* Far away, either in Iceland or in east Asia, these massive volcanic eruptions were spurting clouds of dust into the sky, generating what today’s scientists call a ‘dust-veil event’ that may have created the conditions for a rising world crisis: it changed the weather in ways that may have forced nomadic peoples to leave the steppes and ride westwards to attack the Roman and Persian empires – and that may have brought rats closer to humans, perfect conditions for a pandemic.

* Belisarius had died the year before in the wake of a last heroic command when he defeated a nomad army approaching Constantinople. Not long afterwards he faced a trial for conspiracy against Justinian, judged by a city prefect, Procopius, probably the historian and his former secretary. Justinian pardoned him. It is not known when Procopius died.

* ‘Have you not seen how your Lord dealt with the owners of the Elephant?’ recounted Abdul Muttalib’s grandson, Muhammad, in the Quran. ‘Did He not make their treacherous plan go astray? And He sent against them birds in flocks, striking them with stones.’

ACT FIVE

300 MILLION

The Muhammad Dynasty

FAMILY FEUD

The boy’s father Abdullah died before he was born, his mother Amina died when he was young, so Muhammad bin Abdullah was brought up by his legendary elephant-vanquishing grandfather, Abdul Muttalib. Whitestreak and his sons al-Abbas and Abu Talib led caravans of spices and perfumes from Yemen and on to Gaza and Damascus. Before his death at eighty-one, Whitestreak ordered his son Abu Talib to raise Muhammad, who was nurtured by an Ethiopian nurse and a retinue of slaves. Abu Talib took young Muhammad on caravans to Syria.

Yet the family was divided into the two branches, descended from conjoined twins Umayya and Hashem, who had supposedly been cut apart with a sword. Hashem was Abdul Muttalib’s father, Muhammad’s great-grandfather. With Whitestreak gone, the Umayya clan pushed out Muhammad’s Hashemites. The two lineages fell out over the Kaaba shrine and caravan revenues, but later it became a battle for power, a family feud that still divides the Arab world today.

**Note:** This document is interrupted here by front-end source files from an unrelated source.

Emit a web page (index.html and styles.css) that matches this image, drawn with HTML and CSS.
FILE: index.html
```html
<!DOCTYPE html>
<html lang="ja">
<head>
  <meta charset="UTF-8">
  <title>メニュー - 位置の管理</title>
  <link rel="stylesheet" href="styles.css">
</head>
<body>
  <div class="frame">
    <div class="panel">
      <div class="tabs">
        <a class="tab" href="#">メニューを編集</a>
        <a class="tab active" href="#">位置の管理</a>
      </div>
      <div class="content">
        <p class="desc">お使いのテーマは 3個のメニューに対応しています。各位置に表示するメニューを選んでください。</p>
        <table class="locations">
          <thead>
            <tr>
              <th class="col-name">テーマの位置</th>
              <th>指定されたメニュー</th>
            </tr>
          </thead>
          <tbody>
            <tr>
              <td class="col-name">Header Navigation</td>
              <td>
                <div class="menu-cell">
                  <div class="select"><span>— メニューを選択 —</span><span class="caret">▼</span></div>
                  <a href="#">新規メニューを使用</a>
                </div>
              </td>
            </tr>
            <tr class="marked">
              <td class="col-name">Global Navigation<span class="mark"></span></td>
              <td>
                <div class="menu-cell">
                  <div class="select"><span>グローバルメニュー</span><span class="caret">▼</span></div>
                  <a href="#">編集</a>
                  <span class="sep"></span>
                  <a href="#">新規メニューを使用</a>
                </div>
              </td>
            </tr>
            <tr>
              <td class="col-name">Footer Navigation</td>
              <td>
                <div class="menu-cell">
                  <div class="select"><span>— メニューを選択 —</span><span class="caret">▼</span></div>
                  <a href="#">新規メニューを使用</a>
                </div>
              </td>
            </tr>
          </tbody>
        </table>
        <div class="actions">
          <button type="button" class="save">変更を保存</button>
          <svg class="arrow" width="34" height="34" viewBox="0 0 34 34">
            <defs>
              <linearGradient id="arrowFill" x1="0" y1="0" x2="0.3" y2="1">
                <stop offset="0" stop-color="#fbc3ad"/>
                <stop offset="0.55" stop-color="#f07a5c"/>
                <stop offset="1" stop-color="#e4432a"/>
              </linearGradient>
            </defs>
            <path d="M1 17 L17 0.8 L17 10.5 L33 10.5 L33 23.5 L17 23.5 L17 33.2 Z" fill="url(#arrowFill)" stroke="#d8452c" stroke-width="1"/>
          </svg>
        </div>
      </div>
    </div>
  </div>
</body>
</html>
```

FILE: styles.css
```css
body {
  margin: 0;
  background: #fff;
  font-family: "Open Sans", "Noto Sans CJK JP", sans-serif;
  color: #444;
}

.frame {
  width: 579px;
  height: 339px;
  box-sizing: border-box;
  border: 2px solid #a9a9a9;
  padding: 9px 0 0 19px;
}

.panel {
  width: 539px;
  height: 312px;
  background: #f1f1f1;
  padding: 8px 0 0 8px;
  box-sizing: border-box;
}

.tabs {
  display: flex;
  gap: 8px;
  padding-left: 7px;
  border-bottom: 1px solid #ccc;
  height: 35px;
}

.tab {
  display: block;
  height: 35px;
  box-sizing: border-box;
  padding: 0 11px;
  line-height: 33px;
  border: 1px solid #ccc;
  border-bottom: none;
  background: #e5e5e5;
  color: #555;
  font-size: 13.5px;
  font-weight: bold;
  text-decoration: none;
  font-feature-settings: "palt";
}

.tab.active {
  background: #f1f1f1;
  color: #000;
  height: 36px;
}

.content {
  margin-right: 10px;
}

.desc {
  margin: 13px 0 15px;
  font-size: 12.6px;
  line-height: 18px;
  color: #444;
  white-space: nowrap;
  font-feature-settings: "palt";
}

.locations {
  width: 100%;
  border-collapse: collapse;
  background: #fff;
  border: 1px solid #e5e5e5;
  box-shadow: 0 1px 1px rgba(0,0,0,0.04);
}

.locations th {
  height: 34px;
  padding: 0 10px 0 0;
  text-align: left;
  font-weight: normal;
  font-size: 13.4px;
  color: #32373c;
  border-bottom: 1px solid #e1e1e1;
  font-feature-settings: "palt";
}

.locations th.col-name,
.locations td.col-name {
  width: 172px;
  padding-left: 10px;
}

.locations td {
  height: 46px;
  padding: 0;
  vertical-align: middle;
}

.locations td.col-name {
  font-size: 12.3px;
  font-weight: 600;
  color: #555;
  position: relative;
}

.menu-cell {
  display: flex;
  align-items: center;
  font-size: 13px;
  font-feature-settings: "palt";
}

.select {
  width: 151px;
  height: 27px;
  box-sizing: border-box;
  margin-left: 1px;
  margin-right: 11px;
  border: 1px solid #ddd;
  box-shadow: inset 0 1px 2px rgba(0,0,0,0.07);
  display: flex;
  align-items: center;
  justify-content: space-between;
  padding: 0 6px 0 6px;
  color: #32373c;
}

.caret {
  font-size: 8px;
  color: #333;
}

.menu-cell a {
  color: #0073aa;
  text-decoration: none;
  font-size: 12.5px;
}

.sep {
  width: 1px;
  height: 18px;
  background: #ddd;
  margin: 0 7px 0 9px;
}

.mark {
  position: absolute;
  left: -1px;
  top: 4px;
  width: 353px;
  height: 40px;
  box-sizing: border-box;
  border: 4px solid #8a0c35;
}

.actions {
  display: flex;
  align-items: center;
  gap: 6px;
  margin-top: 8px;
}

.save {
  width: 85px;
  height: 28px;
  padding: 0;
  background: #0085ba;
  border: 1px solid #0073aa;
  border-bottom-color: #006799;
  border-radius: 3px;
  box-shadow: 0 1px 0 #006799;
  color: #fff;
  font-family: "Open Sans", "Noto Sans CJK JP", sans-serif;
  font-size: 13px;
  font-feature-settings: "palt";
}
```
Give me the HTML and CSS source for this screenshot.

As Muhammad grew up in Mecca, Arabia was changing radically and the African kings of Yemen had reason to regret their attack on Mecca. Khusrau, informed by King Amr the Burner, his Arab ally, of an appeal by the Yemenites for help against the Ethiopians, sent a force down to Yemen that expelled these African Christians and annexed the kingdom. Here was a pretext for war if Emperor Justin needed one.

While Khusrau and Justin were still fighting their bipolar war, another people who would change the world were galloping across the steppes to their north. The Turks were nomadic horse archers from the borderlands of Mongolia/Manchuria, who, displaced by the turmoil in China, gradually moved westwards, sparking a stampede migration. Justin dispatched delegations to encourage the Turks to attack Khusrau, and he ceased his Persian payments. The Turks would open a northern front. But when the war started, Khusrau the Immortal, vigorous at sixty, took the Roman fortress of Dara, while the Turks never showed up. The humiliation drove Justin mad.

THE EMPEROR WHO CROWED LIKE A COCK AND BARKED LIKE A DOG: THE MADNESS OF JUSTIN

Justin tried to throw himself out of windows. Then he thought he was a shopkeeper hawking his wares around the Mega Palation: ‘Who’ll buy my pans?’ Next he started biting his eunuchs. Finally he just ‘barked like a dog, bleated like a goat, mewed like a cat and crowed like a cock’. The only things that quietened him were being wheeled fast by breathless eunuchs on a mini-wagon conveying his throne while listening to organ music – or hearing the threat that the Arab king ‘Al-Harith is coming.’ Empress Sophia took over, saying, ‘The kingdom came through me, and has come back to me’ – a true niece of Theodora. But the madness undermined the family. Sophia planned to give the throne to a Justinian cousin but, faced with raids by nomadic Avars in the Balkans and Persian advances in the east, Justin adopted a general, Tiberius. As commander-in-chief, Tiberius II, emperor from 578, selected an ex-clerk and his count of the Excubitors, Maurice, who, despite having no military experience, managed to hold off the Avars and halt the Persians. But Maurice struggled to control his flamboyant Arab ally al-Mundhir: in 581, the two of them just failed to take Ctesiphon. Maurice had the Arab king arrested. Their fallout would play a role in destabilizing the bipolar Roman-Persian world. In 582, on his deathbed, Tiberius married his daughter to Maurice, who started his own reign as emperor with a stroke of luck.